We have non-degeneracy in the right variable by definition of "linearly reductive", so it suffices (it is in fact equivalent) to show that $\operatorname{dim}V^G = \operatorname{dim}(V^\ast)^G$. Again, I just can't prove this, I always fail.
Notes:
- I am pretty sure that "rational" isn't needed, the statement should also be true if we replace " rational representation" by "representation", and replace "linear algebraic group" by "group".
- I believe that $\operatorname{dim}V^G = \operatorname{dim}(V^\ast)^G$ is true for any representation, even if $G$ isn't linearly reductive, but I am not sure. In any case, if we can show this, it would be all I need in order to show everything I need.
Some other definitions that some might not know or have forgotten:
- If $G$ acts on $V$, then $G $acts on $V^\ast$ via $\sigma.\varphi(v) := \varphi(\sigma^{-1}.v)$, where $\sigma \in G$, $\varphi \in V^\ast$, $v \in V$. $V^\ast$ is a representation of $G$ via this definition.
- If $V$ is a representation of a group $G$, then $V^G := \{\, v \in V \mid \forall \sigma \in G : \sigma.v = v \,\}$ is the space of all invariants. This is a subrepresentation of $V$.
Can anyone help me? Thanks.
EDITS:
- "representation" here means "finite representation"
Since $V$ is finite dimensional, the canonical map $V \to (V^*)^*$ is an isomorphism of $G$-representations. Consider the map $$V \cong (V^*)^* \to ((V^*)^G)^* \quad \text{given by restriction} \quad v \mapsto v|_{(V^*)^G}.$$ This map is surjective with kernel $K$ equal to the space of all $v \in V$ such that $\phi(v)=0$ for all $\phi \in (V^*)^G$. The group $G$ acts trivially on the target $((V^*)^G)^*$ of this map, and if $U \subseteq V$ is a subspace such that $G$ acts trivially on $V/U$, then each linear functional on $V/U$ defines an element of $(V^*)^G$. It follows that $K \subseteq U$, and hence $((V^*)^G)^*$ is the largest quotient of $V$ on which $G$ acts trivially.

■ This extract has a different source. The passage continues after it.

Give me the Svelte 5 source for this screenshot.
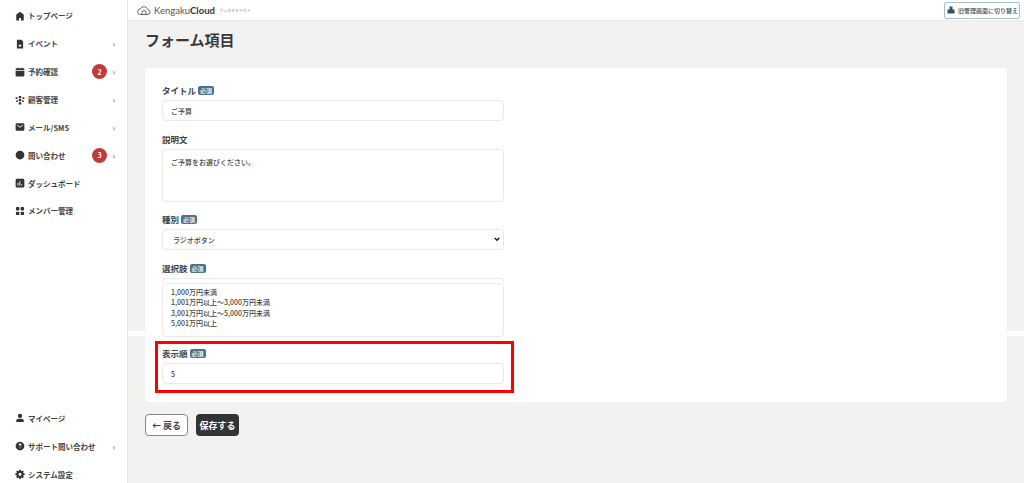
<script>
  const mainNav = [
    { label: 'トップページ', icon: 'home' },
    { label: 'イベント', icon: 'file', arrow: true },
    { label: '予約確認', icon: 'calendar', arrow: true, badge: 2 },
    { label: '顧客管理', icon: 'people', arrow: true },
    { label: 'メール/SMS', icon: 'mail', arrow: true },
    { label: '問い合わせ', icon: 'chat', arrow: true, badge: 3 },
    { label: 'ダッシュボード', icon: 'chart' },
    { label: 'メンバー管理', icon: 'grid' }
  ];
  const subNav = [
    { label: 'マイページ', icon: 'person' },
    { label: 'サポート問い合わせ', icon: 'help', arrow: true },
    { label: 'システム設定', icon: 'gear' }
  ];
  const icons = {
    home: 'M8 1 2 5.500V15h4.500v-4h3v4H14V5.500z',
    file: 'M3 1h7l3 3v11H3zM6 9v3h4V9z',
    calendar: 'M4 1h2v1h4V1h2v1h1a2 2 0 0 1 2 2v1H1V4a2 2 0 0 1 2-2h1zM1 6.500h14V13a2 2 0 0 1-2 2H3a2 2 0 0 1-2-2z',
    people: 'M6 1.500h4v3.500H6zM1 3.500h3v3H1zM12 3.500h3v3h-3zM6 6.500h4v3.500H6zM2 8.500h2.500v2.500H2zM11.500 8.500H14v2.500h-2.500zM6 11.500h4V15H6z',
    mail: 'M3 2h10a2 2 0 0 1 2 2v8a2 2 0 0 1-2 2H3a2 2 0 0 1-2-2V4a2 2 0 0 1 2-2zm0 3 5 4 5-4v-1.200L8 7.500 3 3.800z',
    chat: 'M8 1a7 7 0 1 1 0 14A7 7 0 0 1 8 1z',
    chart: 'M3 1h10a2 2 0 0 1 2 2v10a2 2 0 0 1-2 2H3a2 2 0 0 1-2-2V3a2 2 0 0 1 2-2zm1 7v4h1.500V8zm3-3v7h1.500V5zm3 5v2h1.500v-2z',
    grid: 'M3 1.500h2.500A1.500 1.500 0 0 1 7 3v2.500A1.500 1.500 0 0 1 5.500 7H3a1.500 1.500 0 0 1-1.500-1.500V3A1.500 1.500 0 0 1 3 1.500zM10.500 1.500H13A1.500 1.500 0 0 1 14.500 3v2.500A1.500 1.500 0 0 1 13 7h-2.500A1.500 1.500 0 0 1 9 5.500V3a1.500 1.500 0 0 1 1.500-1.500zM3 9h2.500A1.500 1.500 0 0 1 7 10.500V13a1.500 1.500 0 0 1-1.500 1.500H3A1.500 1.500 0 0 1 1.500 13v-2.500A1.500 1.500 0 0 1 3 9zM10.500 9H13a1.500 1.500 0 0 1 1.500 1.500V13a1.500 1.500 0 0 1-1.500 1.500h-2.500A1.500 1.500 0 0 1 9 13v-2.500A1.500 1.500 0 0 1 10.500 9z',
    person: 'M8 1a3.500 3.500 0 1 1 0 7 3.500 3.500 0 0 1 0-7zM2 12c0-2 2-3 6-3s6 1 6 3v2.500H2z',
    help: 'M8 1a7 7 0 1 1 0 14A7 7 0 0 1 8 1zM5.800 6.200h1.500c.1-.6.3-.9.800-.9s.7.3.7.700c0 .8-1.500 1-1.500 2.800h1.400c0-1.200 1.600-1.300 1.600-2.900C10.300 4.700 9.400 4 8.100 4 6.700 4 5.900 4.800 5.800 6.200zM7.300 10.200v1.500h1.500v-1.500z',
    gear: 'M6.800 1h2.400l.4 1.900 1.200.5 1.600-1 1.700 1.700-1 1.600.5 1.200 1.900.4v2.400l-1.900.4-.5 1.200 1 1.600-1.700 1.700-1.600-1-1.200.5-.4 1.900H6.800l-.4-1.900-1.200-.5-1.600 1-1.700-1.700 1-1.600-.5-1.200L.5 9.700V7.300l1.900-.4.5-1.200-1-1.600 1.700-1.700 1.600 1 1.200-.5zM8 6a2.400 2.400 0 1 0 0 4.800A2.400 2.400 0 0 0 8 6z'
  };
</script>

{#snippet navItem(item)}
  <li class="nav-item">
    <svg class="nav-icon" viewBox="0 0 16 16"><path fill-rule="evenodd" d={icons[item.icon]} /></svg>
    <span class="nav-label">{item.label}</span>
    {#if item.badge}<span class="badge">{item.badge}</span>{/if}
    {#if item.arrow}<span class="arrow">›</span>{/if}
  </li>
{/snippet}

<div class="layout">
  <aside class="sidebar">
    <ul class="nav">
      {#each mainNav as item}{@render navItem(item)}{/each}
    </ul>
    <ul class="nav">
      {#each subNav as item}{@render navItem(item)}{/each}
    </ul>
  </aside>

  <div class="stitch"></div>

  <div class="content">
    <header class="topbar">
      <div class="logo">
        <svg width="14" height="11" viewBox="0 0 28 22" fill="none" stroke="#555" stroke-width="1.800">
          <path d="M7 19a5.500 5.500 0 0 1-.5-11 8 8 0 0 1 15 1 5 5 0 0 1-1 10z" />
          <path d="M10 19v-4a4 4 0 0 1 8 0v4" />
        </svg>
        <span class="logo-text">Kengaku<b>Cloud</b></span>
        <span class="logo-kana">ケンガククラウド</span>
      </div>
      <button class="switch">
        <svg width="8" height="8" viewBox="0 0 16 16"><path fill="#2f5068" d="M5 1h6v6h4v8H1V7h4z" /></svg>
        旧管理画面に切り替え
      </button>
    </header>

    <main class="main">
      <h1>フォーム項目</h1>
      <form class="card">
        <div class="field">
          <div class="label">タイトル<span class="req">必須</span></div>
          <div class="input">ご予算</div>
        </div>
        <div class="field">
          <div class="label">説明文</div>
          <div class="input area desc">ご予算をお選びください。</div>
        </div>
        <div class="field">
          <div class="label">種別<span class="req">必須</span></div>
          <div class="input select">
            ラジオボタン
            <svg width="6" height="5" viewBox="0 0 8 6" fill="none" stroke="#222" stroke-width="2"><path d="M1 1l3 3 3-3" /></svg>
          </div>
        </div>
        <div class="field options">
          <div class="label">選択肢<span class="req">必須</span></div>
          <div class="peek"></div>
          <div class="input area list">
            1,000万円未満<br />1,001万円以上～3,000万円未満<br />3,001万円以上～5,000万円未満<br />5,001万円以上
          </div>
        </div>
        <div class="field">
          <div class="label">表示順<span class="req">必須</span></div>
          <div class="input">5</div>
        </div>
      </form>
      <div class="actions">
        <button type="button" class="btn back">← 戻る</button>
        <button type="button" class="btn save">保存する</button>
      </div>
    </main>
  </div>

  <div class="highlight"></div>
</div>

<style>
  :global(body) {
    margin: 0;
    background: #f3f2f0;
    font-family: "Noto Sans CJK JP", "Noto Sans", sans-serif;
    color: #333;
  }
  .layout {
    position: relative;
    display: flex;
    height: 483px;
    overflow: hidden;
  }
  .sidebar {
    width: 128px;
    height: 488px;
    flex-shrink: 0;
    box-sizing: border-box;
    background: #fff;
    border-right: 1px solid #e8e6e3;
    padding: 2px 0 0;
    display: flex;
    flex-direction: column;
    justify-content: space-between;
  }
  .nav {
    list-style: none;
    margin: 0;
    padding: 0;
  }
  .nav-item {
    display: flex;
    align-items: center;
    height: 27.860px;
    padding: 0 12px 0 15px;
    font-size: 7.500px;
    font-weight: 700;
    color: #444;
  }
  .nav-icon {
    width: 10px;
    height: 10px;
    margin-right: 3px;
    fill: #333;
  }
  .nav-label {
    flex: 1;
  }
  .badge {
    width: 15px;
    height: 15px;
    border-radius: 50%;
    background: #bf3b3d;
    color: #fff;
    font-size: 7px;
    font-weight: 700;
    display: flex;
    align-items: center;
    justify-content: center;
    margin-right: 3px;
  }
  .arrow {
    width: 5px;
    font-size: 8px;
    color: #888;
    text-align: right;
  }
  .content {
    position: relative;
    flex: 1;
    min-width: 0;
  }
  .topbar {
    height: 21px;
    background: #fff;
    box-sizing: border-box;
    border-bottom: 1px solid #ecebe8;
    display: flex;
    align-items: center;
    justify-content: space-between;
    padding: 0 4px 0 9px;
  }
  .logo {
    display: flex;
    align-items: center;
    gap: 3px;
  }
  .logo-text {
    font-family: "Lato", "Noto Sans", sans-serif;
    font-size: 9.500px;
    color: #555;
  }
  .logo-text b {
    color: #333;
  }
  .logo-kana {
    font-size: 3.500px;
    letter-spacing: 0.400px;
    color: #777;
    margin-left: 2px;
  }
  .switch {
    height: 17px;
    padding: 0 1px 0 2px;
    display: flex;
    align-items: center;
    gap: 3px;
    background: #fff;
    border: 1px solid #a9c0cf;
    border-radius: 2px;
    font-family: inherit;
    font-size: 6px;
    font-weight: 500;
    color: #2f5068;
  }
  .main {
    padding: 0 17px;
  }
  h1 {
    margin: 0;
    padding: 7px 0 0;
    height: 47px;
    box-sizing: border-box;
    font-size: 15px;
    line-height: 24px;
    font-weight: 700;
    color: #3a3a3a;
  }
  .card {
    background: #fff;
    border-radius: 4px;
    height: 334px;
    box-sizing: border-box;
    padding: 17px 17px 0;
  }
  .field {
    width: 342px;
    margin-bottom: 12.700px;
  }
  .label {
    display: flex;
    align-items: center;
    height: 10px;
    margin-bottom: 5px;
    font-size: 8.500px;
    font-weight: 700;
    color: #444;
  }
  .req {
    margin-left: 2px;
    padding: 0 2px;
    height: 9px;
    line-height: 9px;
    background: #4d7189;
    color: #fff;
    font-size: 6px;
    font-weight: 500;
    border-radius: 2px;
  }
  .input {
    box-sizing: border-box;
    height: 21px;
    padding: 0 8px;
    display: flex;
    align-items: center;
    background: #fff;
    border: 1px solid #ebe9e6;
    border-radius: 4px;
    font-size: 7px;
    font-weight: 500;
    color: #444;
  }
  .area {
    display: block;
    line-height: 10.300px;
  }
  .desc {
    height: 53px;
    padding-top: 7px;
  }
  .select {
    justify-content: space-between;
    padding: 0 3px 0 10px;
  }
  .options {
    margin-bottom: 11px;
  }
  .peek {
    height: 5px;
    border: 1px solid #ebe9e6;
    border-bottom: 0;
    border-radius: 4px 4px 0 0;
    box-sizing: border-box;
  }
  .list {
    height: 54px;
    padding-top: 3px;
  }
  .actions {
    display: flex;
    gap: 8px;
    margin-top: 12px;
  }
  .btn {
    height: 22px;
    border-radius: 4px;
    font-family: inherit;
    font-size: 9px;
    font-weight: 700;
    padding: 0;
  }
  .back {
    width: 43px;
    background: #fff;
    border: 1px solid #888;
    color: #444;
  }
  .save {
    width: 43px;
    background: #333;
    border: 0;
    color: #fff;
  }
  .stitch {
    position: absolute;
    left: 128px;
    right: 0;
    top: 331px;
    height: 5px;
    background: #fff;
  }
  .highlight {
    position: absolute;
    left: 155px;
    top: 341px;
    width: 359px;
    height: 52px;
    box-sizing: border-box;
    border: 3px solid #f00;
  }
</style>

This quotient is usually called the space of co-invariants of $V$, and is typically denoted $V_G$. By construction it is dual to the space $(V^*)^G$ you are interested in, and replacing $V$ by $V^*$ we see that $(V^*)_G$ is dual to $V^G$. On the other hand, there is a natural (functorial in $V$) map $V^G \to V_G$ obtained by composing the inclusion $V^G \subseteq V$ with the projection $V \to ((V^*)^G)^*=V_G$.
The condition that for each $v \in V^G \setminus \{0 \}$ there is some $\phi \in (V^*)^G$ with $\phi(v) \neq 0$ implies that the intersection of $K$ with $V^G$ is $0$, or in other words that the canonical map $V^G \to V_G$ is injective for all representations $V$. Applying this to $V^*$ shows that the canonical map $(V^*)^G \to (V^*)_G$ is injective as well. Thus $$\mathrm{dim}(V_G)=\mathrm{dim}(V^*)^G \leq \mathrm{dim}(V^*)_G=\mathrm{dim}(V^G).$$ Hence the map $V^G \to V_G=((V^*)^G)^*$ is an isomorphism for all representations, so $V^G$ and $(V^*)^G$ are dual to one another as claimed.
To see that the reductive condition is actually necessary, you should look at the prototypical non-reductive groups: groups of upper triangular unipotent matrices. So let $k$ be a field and consider the group $U$ of linear transformations of $V=k^3$ consisting of all matrices $u$ of the form $$u=\left( \begin{matrix} 1 & a & b \\ 0 & 1 & 0 \\ 0 & 0 & 1 \end{matrix} \right).$$ One checks that $V^U$ is the span of the first basis vector, hence of dimension $1$, and also that the quotient by it is the space $V_U$ of co-invariants, which is therefore of dimension $2$.